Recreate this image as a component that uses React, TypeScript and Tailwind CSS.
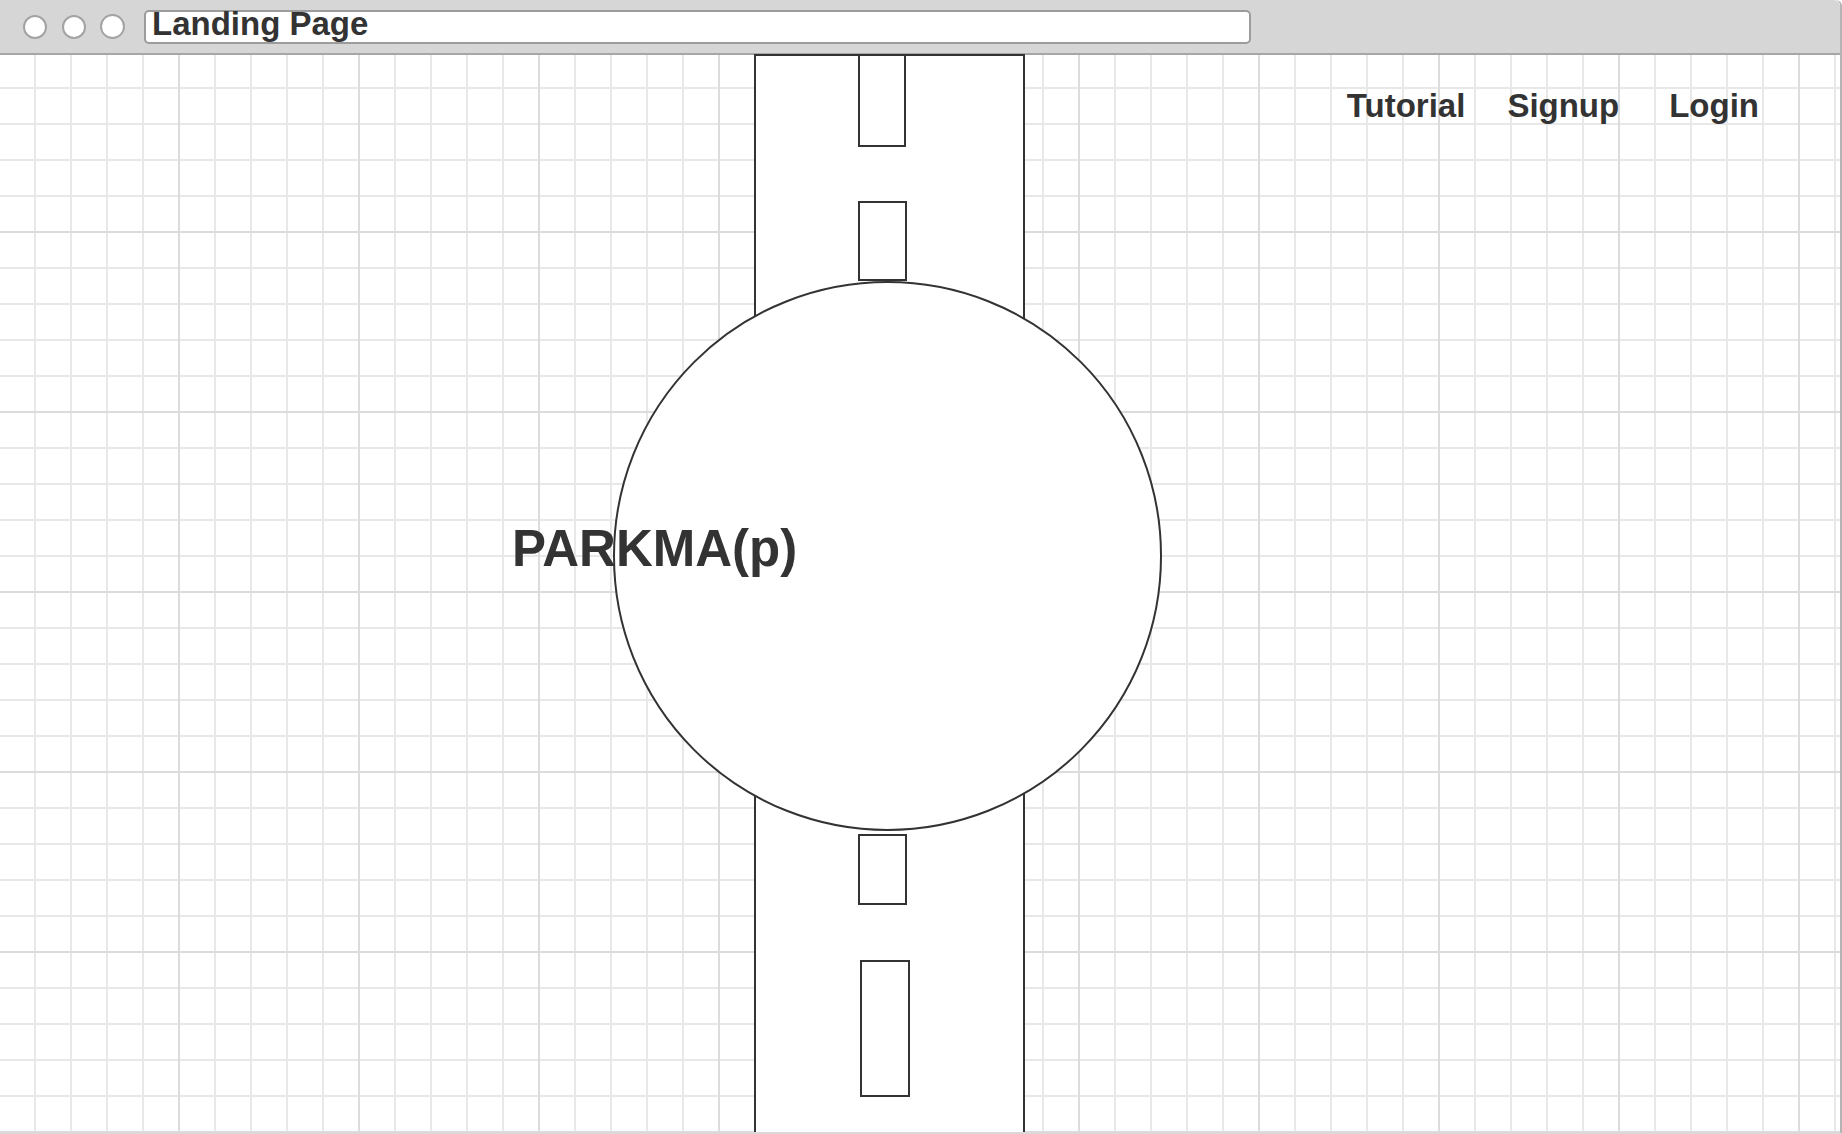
import React from "react";

const font = { fontFamily: '"Liberation Sans", Arial, sans-serif' };

function WindowDots() {
  return (
    <div className="flex items-center gap-[15px] pl-[23px]">
      <div className="w-6 h-6 rounded-full bg-white border-2 border-[#a3a3a3]" />
      <div className="w-6 h-6 rounded-full bg-white border-2 border-[#a3a3a3]" />
      <div className="w-[25px] h-[25px] rounded-full bg-white border-2 border-[#a3a3a3] -ml-px" />
    </div>
  );
}

function Road() {
  // the drawing: a road running top to bottom with dashed centre line
  return (
    <div className="absolute left-[754px] top-[-1px] bottom-0 w-[271px] bg-white border-x-2 border-t-2 border-[#333] flex flex-col">
      <div className="-mt-[2px] ml-[102px] w-[48px] h-[93px] border-2 border-[#333]" />
      <div className="mt-[54px] ml-[102px] w-[49px] h-[80px] border-2 border-[#333]" />
      <div className="mt-[553px] ml-[102px] w-[49px] h-[71px] border-2 border-[#333]" />
      <div className="mt-[55px] ml-[104px] w-[50px] h-[137px] border-2 border-[#333]" />
    </div>
  );
}

export default function App() {
  return (
    <div
      className="h-screen w-full overflow-hidden flex flex-col bg-white border-r-2 border-b-2 border-r-[#b3b3b3] border-b-[#d9d9d9] rounded-tr-[6px]"
      style={font}
    >
      {/* browser chrome */}
      <div className="h-[55px] shrink-0 flex items-center bg-[#d6d6d6] border-b-2 border-[#a6a6a6] rounded-tr-[6px]">
        <WindowDots />
        <div className="ml-[19px] mt-[1px] w-[1107px] h-[34px] flex items-start bg-white border-2 border-[#9c9c9c] rounded-[5px] pl-[6px]">
          <span className="text-[33px] leading-[23px] font-bold text-[#333]">Landing Page</span>
        </div>
      </div>

      {/* grid canvas */}
      <div className="relative flex-1 [background-image:linear-gradient(to_right,transparent_178px,#dcdcdc_178px,#dcdcdc_180px,transparent_180px),linear-gradient(to_bottom,transparent_178px,#dcdcdc_178px,#dcdcdc_180px,transparent_180px),linear-gradient(to_right,transparent_34px,#e8e8e8_34px,#e8e8e8_36px,transparent_36px),linear-gradient(to_bottom,transparent_34px,#e8e8e8_34px,#e8e8e8_36px,transparent_36px)] [background-size:180px_180px,180px_180px,36px_36px,36px_36px] [background-position:0_-2px]">
        <nav className="relative z-20 flex justify-end pt-[34px] pr-[81px] text-[33px] leading-[33px] font-bold text-[#333]">
          <a href="#tutorial">Tutorial</a>
          <a href="#signup" className="ml-[42px]">Signup</a>
          <a href="#login" className="ml-[50px]">Login</a>
        </nav>

        <Road />

        <div className="absolute left-[613px] top-[226px] w-[549px] h-[550px] rounded-full bg-white border-2 border-[#333]" />

        <h1 className="absolute left-[512px] top-[468px] text-[51px] leading-[51px] font-bold text-[#333]">
          PARKMA(p)
        </h1>
      </div>
    </div>
  );
}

[WRITTEN EXERCISE] Each line of the data is to be duplicated exactly; pictures stay out of the copy.

[SOLUTION TO THE PROBLEM]
Recreate this image as a component that uses React, TypeScript and Tailwind CSS.
import React from "react";

const font = { fontFamily: '"Liberation Sans", Arial, sans-serif' };

function WindowDots() {
  return (
    <div className="flex items-center gap-[15px] pl-[23px]">
      <div className="w-6 h-6 rounded-full bg-white border-2 border-[#a3a3a3]" />
      <div className="w-6 h-6 rounded-full bg-white border-2 border-[#a3a3a3]" />
      <div className="w-[25px] h-[25px] rounded-full bg-white border-2 border-[#a3a3a3] -ml-px" />
    </div>
  );
}

function Road() {
  // the drawing: a road running top to bottom with dashed centre line
  return (
    <div className="absolute left-[754px] top-[-1px] bottom-0 w-[271px] bg-white border-x-2 border-t-2 border-[#333] flex flex-col">
      <div className="-mt-[2px] ml-[102px] w-[48px] h-[93px] border-2 border-[#333]" />
      <div className="mt-[54px] ml-[102px] w-[49px] h-[80px] border-2 border-[#333]" />
      <div className="mt-[553px] ml-[102px] w-[49px] h-[71px] border-2 border-[#333]" />
      <div className="mt-[55px] ml-[104px] w-[50px] h-[137px] border-2 border-[#333]" />
    </div>
  );
}

export default function App() {
  return (
    <div
      className="h-screen w-full overflow-hidden flex flex-col bg-white border-r-2 border-b-2 border-r-[#b3b3b3] border-b-[#d9d9d9] rounded-tr-[6px]"
      style={font}
    >
      {/* browser chrome */}
      <div className="h-[55px] shrink-0 flex items-center bg-[#d6d6d6] border-b-2 border-[#a6a6a6] rounded-tr-[6px]">
        <WindowDots />
        <div className="ml-[19px] mt-[1px] w-[1107px] h-[34px] flex items-start bg-white border-2 border-[#9c9c9c] rounded-[5px] pl-[6px]">
          <span className="text-[33px] leading-[23px] font-bold text-[#333]">Landing Page</span>
        </div>
      </div>

      {/* grid canvas */}
      <div className="relative flex-1 [background-image:linear-gradient(to_right,transparent_178px,#dcdcdc_178px,#dcdcdc_180px,transparent_180px),linear-gradient(to_bottom,transparent_178px,#dcdcdc_178px,#dcdcdc_180px,transparent_180px),linear-gradient(to_right,transparent_34px,#e8e8e8_34px,#e8e8e8_36px,transparent_36px),linear-gradient(to_bottom,transparent_34px,#e8e8e8_34px,#e8e8e8_36px,transparent_36px)] [background-size:180px_180px,180px_180px,36px_36px,36px_36px] [background-position:0_-2px]">
        <nav className="relative z-20 flex justify-end pt-[34px] pr-[81px] text-[33px] leading-[33px] font-bold text-[#333]">
          <a href="#tutorial">Tutorial</a>
          <a href="#signup" className="ml-[42px]">Signup</a>
          <a href="#login" className="ml-[50px]">Login</a>
        </nav>

        <Road />

        <div className="absolute left-[613px] top-[226px] w-[549px] h-[550px] rounded-full bg-white border-2 border-[#333]" />

        <h1 className="absolute left-[512px] top-[468px] text-[51px] leading-[51px] font-bold text-[#333]">
          PARKMA(p)
        </h1>
      </div>
    </div>
  );
}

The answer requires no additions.